As you know, despite the difficulties of the Bush administration and a Republican Congress for six years of my first term, I have worked very hard to create jobs.  But obviously, as president, I will have a lot more tools at my disposal.


MATTHEWS:  Was that a satisfactory answer? 

PETERSEN:  You know, I think it‘s difficult, because what she predicated the very first time she ran was she was going to create these jobs on the assumption that there was going to be a Democratic president. 

MATTHEWS:  Who said that was the assumption? 

PETERSEN:  She did. 

MATTHEWS:  Just now she did.  But that‘s called an excuse. 

PETERSEN:  Exactly.  Just taking that point of view, it‘s like, how are we going to guarantee that there‘s going to be a Democratic Congress and Senate?  Come on.  So I think it‘s very difficult that she‘s pigeon holing. 

MATTHEWS:  I think that was the case of where the staff and her got together and figured out a good answer to an impossible question.  Tim found the impossible question and she predicted it.  Mike Barnicle, she anticipated Tim‘s question obviously, but was that answer satisfactory? 
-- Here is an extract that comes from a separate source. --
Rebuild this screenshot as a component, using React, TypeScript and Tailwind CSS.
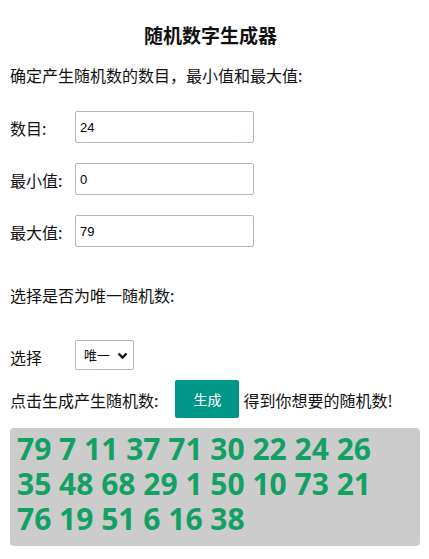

BARNICLE:  I think all three candidates, McCain and the two Democrats, just throw words at this horrendous issue, make more horrendous, especially if you‘re jobless.  Hillary Clinton‘s problem on this, Chris, has more to do with the cosmetics of politics rather than the substance of the issue.  If a voters doesn‘t believe that she can win the job she‘s looking for, they‘re going to hesitate before they vote for her. 

MATTHEWS:  Interesting.  Chris, your thought on this sort of mouse trap Tim almost caught her in.  But she had some excuse to get out of it. 

CILLIZZA:  You know, Chris, I think she was very ready.  Remember, her campaign was not happy.  They wanted more jobs talk, more economy talk in that debate.  It‘s a huge issue in Ohio.  I‘m sure she was well prepared.  That‘s what people want to hear.  If ever she was going to say, that might be a little ambitious, it wasn‘t going to happen in Ohio right before the primary. 

MATTHEWS:  It won it for Mitt Romney in Michigan.  Thank you, Maria Teresa Petersen, Mike Barnicle and Chris Cillizza.  Right now it‘s time for “TUCKER.”